Im Zeitalter des digitalen Musikalbums, wo man auch nicht mehr an die Spielzeit einer CD gebunden ist, ist eine solche Entscheidung zunehmend nicht mehr nachvollziehbar - und man würde sich die Veröffentlichung eines Online-Albums im „Directors Cut“ wünschen.
Bemerkenswert für eine Live-Aufzeichnung ist im übrigen die überragende Tonqualität der Aufnahme: da während der Aufführung Microports zum Einsatz kamen und das Orchester abgetrennt hinter einem Vorhang spielte, konnte der Ton ohne störende Nebengeräusche abgegriffen werden - das Ergebnis ist verblüffend klar und gibt die Dynamik der Aufführung fantastisch wieder.

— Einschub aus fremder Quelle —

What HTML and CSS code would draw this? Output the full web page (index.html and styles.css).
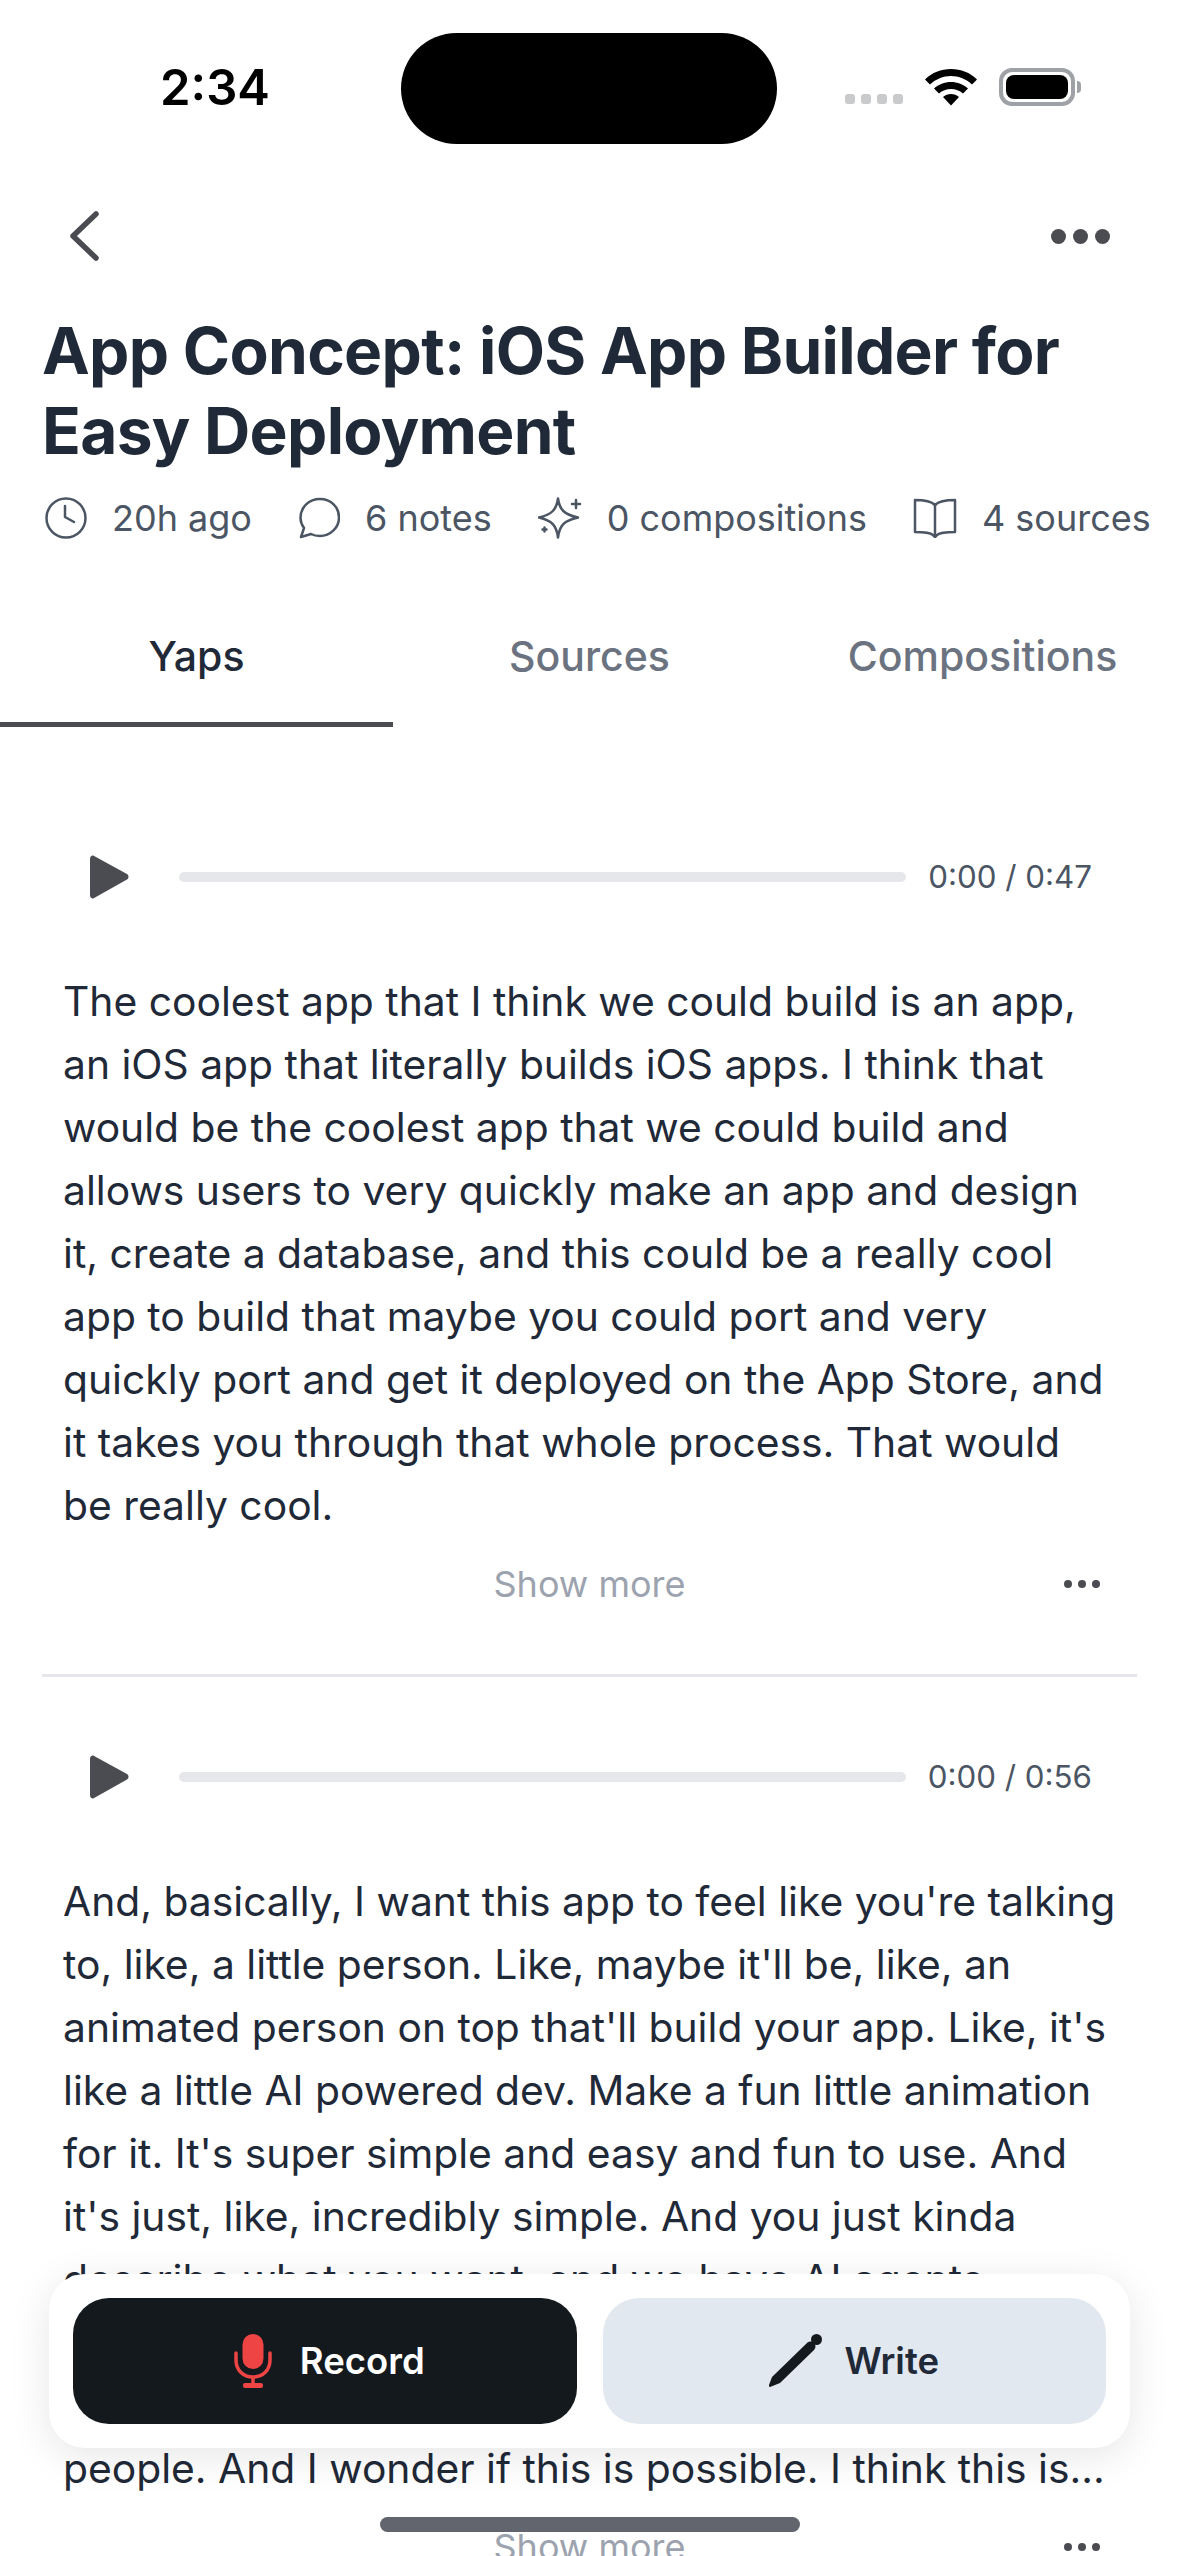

Alles in Allem hat CPO mit der „Faschingsfee“ eine wirklich hörenswerte frühe Kálmán-Operette mit einer wirklich nicht zu toppenden Besetzung veröffentlicht - leider ein wenig verstümmelt. Bleibt zu hoffen, dass dies der Startschuss für eine auf längere Zeit angelegte Kooperation ist - fantastische Produktionen gab es in den letzten Jahren zu Genüge, etwa Kálmáns „Zirkusprinzessin“ oder Abrahams „Viktoria und ihr Husar“ - sie alle würden eine ungekürzte Veröffentlichung auf CD verdienen.